R2 buckets are provisioned via Terraform in infra/cloudflare/main.tf and scoped per use case (e.g. map-tiles, dvc). Public buckets are exposed via custom subdomains with Cloudflare Rulesets controlling cache behaviour. Private buckets are accessed via S3-compatible API tokens.

Why R2 Over Other Object Stores

Zero Egress Fees

The defining feature of R2. Traditional cloud object stores (AWS S3, GCP GCS) charge per-GB egress fees that scale with traffic. For a personal site that serves assets directly to browsers—map tiles, images, datasets—egress can become the dominant cost. R2 eliminates this entirely: you pay only for storage and operations (Class A/B), never for bandwidth. This makes cost predictable and effectively zero at personal-project scale.

Platform Consolidation

The site already runs on Cloudflare: Pages for hosting ADR 011, DNS ADR 028, Images ADR 029, and Terraform for IaC ADR 017. Adding R2 keeps everything under one account, one billing relationship, and one set of API tokens—Less Is More. There is no new platform to sign up for, no new IAM model to learn, and no cross-cloud networking to configure.

S3 API Compatibility

R2 implements the S3 API, which means existing tooling (AWS CLI, Boto3, DVC, Terraform) works without modification. This provides an exit path: if R2 ever becomes insufficient, migrating to S3 or any S3-compatible store (MinIO, Backblaze B2) is a configuration change, not a rewrite.

Simplicity

Compared to provisioning AWS S3 (which requires an AWS account, IAM policies, bucket policies, and optionally CloudFront for CDN), R2 is operationally simpler. A single Terraform resource creates the bucket. A custom domain and a Cloudflare Ruleset handle public access and caching.
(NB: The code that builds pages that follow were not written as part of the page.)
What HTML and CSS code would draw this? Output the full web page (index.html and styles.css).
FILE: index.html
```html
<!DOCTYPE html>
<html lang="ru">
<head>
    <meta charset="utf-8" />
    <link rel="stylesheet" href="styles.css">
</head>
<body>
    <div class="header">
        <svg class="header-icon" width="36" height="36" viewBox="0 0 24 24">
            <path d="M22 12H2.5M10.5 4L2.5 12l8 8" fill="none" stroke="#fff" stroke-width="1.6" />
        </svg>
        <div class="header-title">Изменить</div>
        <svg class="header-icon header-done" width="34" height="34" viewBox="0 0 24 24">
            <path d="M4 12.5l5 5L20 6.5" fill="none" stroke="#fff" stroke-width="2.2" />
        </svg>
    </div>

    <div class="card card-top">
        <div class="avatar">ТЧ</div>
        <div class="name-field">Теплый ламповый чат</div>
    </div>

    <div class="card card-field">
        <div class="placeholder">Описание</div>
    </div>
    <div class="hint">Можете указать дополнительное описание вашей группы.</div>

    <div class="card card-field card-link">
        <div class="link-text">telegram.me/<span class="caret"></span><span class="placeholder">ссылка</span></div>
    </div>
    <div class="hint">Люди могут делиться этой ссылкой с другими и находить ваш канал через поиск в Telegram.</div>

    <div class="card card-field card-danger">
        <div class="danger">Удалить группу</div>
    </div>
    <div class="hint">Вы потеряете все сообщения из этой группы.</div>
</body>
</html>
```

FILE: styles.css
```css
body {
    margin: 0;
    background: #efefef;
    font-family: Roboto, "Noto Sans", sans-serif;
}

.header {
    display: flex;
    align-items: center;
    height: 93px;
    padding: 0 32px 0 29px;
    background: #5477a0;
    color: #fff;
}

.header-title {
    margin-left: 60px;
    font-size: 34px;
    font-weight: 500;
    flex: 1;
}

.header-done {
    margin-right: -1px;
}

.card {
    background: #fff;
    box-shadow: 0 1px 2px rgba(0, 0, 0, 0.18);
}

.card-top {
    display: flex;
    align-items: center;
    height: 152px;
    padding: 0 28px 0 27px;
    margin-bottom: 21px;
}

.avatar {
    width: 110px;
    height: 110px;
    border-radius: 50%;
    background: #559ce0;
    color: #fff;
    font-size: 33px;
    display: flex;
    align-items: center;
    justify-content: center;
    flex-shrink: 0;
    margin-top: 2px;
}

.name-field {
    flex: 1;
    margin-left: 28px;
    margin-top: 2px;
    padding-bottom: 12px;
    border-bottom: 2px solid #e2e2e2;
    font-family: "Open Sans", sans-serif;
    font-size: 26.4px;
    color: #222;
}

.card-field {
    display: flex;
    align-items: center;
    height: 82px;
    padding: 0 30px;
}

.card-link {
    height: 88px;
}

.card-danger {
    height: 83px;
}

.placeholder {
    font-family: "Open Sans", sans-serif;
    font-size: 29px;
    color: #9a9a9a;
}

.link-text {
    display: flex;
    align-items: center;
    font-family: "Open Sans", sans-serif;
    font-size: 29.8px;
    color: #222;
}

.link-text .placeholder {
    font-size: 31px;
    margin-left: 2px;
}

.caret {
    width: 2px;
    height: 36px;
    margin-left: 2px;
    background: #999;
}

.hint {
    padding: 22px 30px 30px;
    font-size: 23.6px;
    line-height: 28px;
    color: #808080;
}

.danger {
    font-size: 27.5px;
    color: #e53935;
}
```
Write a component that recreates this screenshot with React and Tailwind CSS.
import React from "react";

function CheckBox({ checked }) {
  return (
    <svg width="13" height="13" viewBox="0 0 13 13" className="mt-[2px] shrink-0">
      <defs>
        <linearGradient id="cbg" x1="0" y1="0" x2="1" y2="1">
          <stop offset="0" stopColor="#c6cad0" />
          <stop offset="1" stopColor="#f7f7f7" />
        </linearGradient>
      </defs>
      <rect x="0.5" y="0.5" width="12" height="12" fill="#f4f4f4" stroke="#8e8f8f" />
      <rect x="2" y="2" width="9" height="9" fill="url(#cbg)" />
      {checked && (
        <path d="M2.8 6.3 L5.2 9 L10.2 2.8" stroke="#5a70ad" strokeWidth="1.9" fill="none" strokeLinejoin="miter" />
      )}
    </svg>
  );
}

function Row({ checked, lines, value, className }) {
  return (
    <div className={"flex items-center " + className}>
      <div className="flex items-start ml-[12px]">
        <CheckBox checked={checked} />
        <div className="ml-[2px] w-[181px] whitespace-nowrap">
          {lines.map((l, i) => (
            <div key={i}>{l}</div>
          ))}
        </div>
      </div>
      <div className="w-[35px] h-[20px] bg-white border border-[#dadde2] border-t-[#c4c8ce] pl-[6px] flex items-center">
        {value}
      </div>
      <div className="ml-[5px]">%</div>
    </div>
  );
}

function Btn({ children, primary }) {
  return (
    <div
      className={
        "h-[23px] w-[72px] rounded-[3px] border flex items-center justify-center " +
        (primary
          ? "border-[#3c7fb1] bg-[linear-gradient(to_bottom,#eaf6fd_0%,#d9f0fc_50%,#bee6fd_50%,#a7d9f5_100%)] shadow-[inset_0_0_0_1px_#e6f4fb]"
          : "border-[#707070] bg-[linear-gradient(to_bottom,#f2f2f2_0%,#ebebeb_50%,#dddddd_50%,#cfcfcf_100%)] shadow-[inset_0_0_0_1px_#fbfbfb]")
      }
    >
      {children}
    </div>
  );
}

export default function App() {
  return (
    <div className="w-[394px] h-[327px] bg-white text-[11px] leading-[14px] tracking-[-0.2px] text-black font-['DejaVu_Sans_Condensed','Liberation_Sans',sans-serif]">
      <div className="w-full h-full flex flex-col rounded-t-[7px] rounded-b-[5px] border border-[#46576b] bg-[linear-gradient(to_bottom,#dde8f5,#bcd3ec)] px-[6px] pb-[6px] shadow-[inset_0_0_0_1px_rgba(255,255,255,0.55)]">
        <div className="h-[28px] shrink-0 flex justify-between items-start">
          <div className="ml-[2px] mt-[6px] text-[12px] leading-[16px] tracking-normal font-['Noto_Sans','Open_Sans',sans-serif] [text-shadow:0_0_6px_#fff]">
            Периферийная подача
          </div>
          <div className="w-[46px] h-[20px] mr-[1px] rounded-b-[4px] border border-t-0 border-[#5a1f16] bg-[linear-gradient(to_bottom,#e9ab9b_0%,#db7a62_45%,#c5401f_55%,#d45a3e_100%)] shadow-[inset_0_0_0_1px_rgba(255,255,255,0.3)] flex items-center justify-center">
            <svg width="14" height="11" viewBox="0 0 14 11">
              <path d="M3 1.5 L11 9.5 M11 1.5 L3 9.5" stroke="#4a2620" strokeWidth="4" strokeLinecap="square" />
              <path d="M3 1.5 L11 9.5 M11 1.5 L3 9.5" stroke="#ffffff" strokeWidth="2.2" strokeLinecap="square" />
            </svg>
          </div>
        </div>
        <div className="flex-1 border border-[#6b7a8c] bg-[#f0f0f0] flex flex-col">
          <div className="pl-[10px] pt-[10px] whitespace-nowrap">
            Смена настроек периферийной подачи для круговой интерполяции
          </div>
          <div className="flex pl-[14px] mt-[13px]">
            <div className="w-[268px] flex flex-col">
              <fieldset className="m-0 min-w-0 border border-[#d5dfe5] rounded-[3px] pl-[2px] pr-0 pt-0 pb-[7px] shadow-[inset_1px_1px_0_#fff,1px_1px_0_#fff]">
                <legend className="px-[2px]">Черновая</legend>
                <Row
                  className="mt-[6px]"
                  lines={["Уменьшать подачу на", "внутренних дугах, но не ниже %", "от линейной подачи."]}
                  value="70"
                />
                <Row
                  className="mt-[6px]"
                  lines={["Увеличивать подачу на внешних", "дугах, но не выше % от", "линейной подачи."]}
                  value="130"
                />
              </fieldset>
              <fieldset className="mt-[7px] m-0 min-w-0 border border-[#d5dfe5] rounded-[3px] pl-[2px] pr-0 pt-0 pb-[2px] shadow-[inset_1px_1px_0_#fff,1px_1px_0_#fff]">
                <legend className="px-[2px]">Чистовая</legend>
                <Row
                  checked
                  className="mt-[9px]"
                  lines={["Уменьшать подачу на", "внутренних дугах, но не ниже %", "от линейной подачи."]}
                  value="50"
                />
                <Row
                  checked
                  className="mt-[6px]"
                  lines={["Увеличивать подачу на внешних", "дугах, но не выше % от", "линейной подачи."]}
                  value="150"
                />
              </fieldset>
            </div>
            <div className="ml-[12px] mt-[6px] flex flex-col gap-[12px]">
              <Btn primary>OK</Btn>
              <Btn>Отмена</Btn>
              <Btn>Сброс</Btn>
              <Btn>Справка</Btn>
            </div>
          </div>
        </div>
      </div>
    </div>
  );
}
No separate CDN configuration is needed—Cloudflare's edge network sits in front of R2 by default.

Alternatives Considered

AWS S3 + CloudFront

  • Pros: Industry standard. Battle-tested. Broadest ecosystem support.
  • Cons: Egress fees scale with traffic. Requires a separate AWS account, IAM configuration, and CloudFront distribution—significant platform overhead for a personal site already consolidated on Cloudflare.
  • Decision: Rejected. The operational complexity and egress cost model don't justify the marginal maturity advantage for this use case.

Backblaze B2

  • Pros: Low-cost storage. Free egress when paired with Cloudflare CDN (Bandwidth Alliance).
  • Cons: Adds a second platform (Backblaze account, separate API keys). No native Cloudflare integration—still requires configuring Cloudflare as a CDN proxy manually. Terraform support is less mature.
  • Decision: Rejected. R2 provides the same cost benefit with tighter integration and fewer moving parts.

Google Cloud Storage

  • Pros: Tight integration with BigQuery and GCP ML tooling.
  • Cons: Same platform sprawl and egress cost issues as S3. No synergy with the existing Cloudflare stack.
  • Decision: Rejected.

Git LFS

  • Pros: Keeps assets versioned alongside code.
  • Cons: Bloats the repository for large or frequently changing files. GitHub LFS has bandwidth and storage quotas on the free tier. Not suitable for serving assets to end users.
  • Decision: Rejected. R2 + DVC is a superior model for versioning large artifacts without polluting git history.

Consequences

Positive

  • Zero Egress: Serving map tiles, datasets, and images to users costs nothing beyond storage and operations—ideal for a site where traffic is unpredictable.
  • Consolidation: All infrastructure remains under one Cloudflare account, managed via Terraform—Less Is More.
  • Scalable Image Strategy: R2 + a Pages Function/Worker provides a path to replace or supplement Cloudflare Images ADR 029 with a pay-as-you-go model, eliminating the fixed $5/month cost.
  • Tooling Compatibility: S3-compatible API means DVC, AWS CLI, and any S3 SDK work out of the box with no custom integration.
  • IaC: Buckets, access controls, and caching rules are all defined in Terraform, versioned in git, and reviewed via Pull Requests.
  • Edge Performance: Public R2 buckets served via custom domains benefit from Cloudflare's global edge network automatically—no separate CDN setup required.

Negative

  • Cloudflare Dependency: Further deepens the reliance on a single platform. If Cloudflare changes pricing or terms, more infrastructure is affected. Mitigated by S3 API compatibility providing a portable exit path.
  • Operational Limits: R2 enforces a limit of 1 concurrent write per second to the same object key (HTTP 429 on violation) and does not publish per-bucket read throughput caps for custom domain access. By comparison, S3 documents 5,500 GET and 3,500 PUT requests per second per prefix, scalable linearly by adding prefixes. In practice, reads through a custom domain benefit from Cloudflare's edge cache, so origin throughput is rarely the bottleneck. Unlikely to matter at personal-project scale, but worth noting if write-heavy workloads emerge.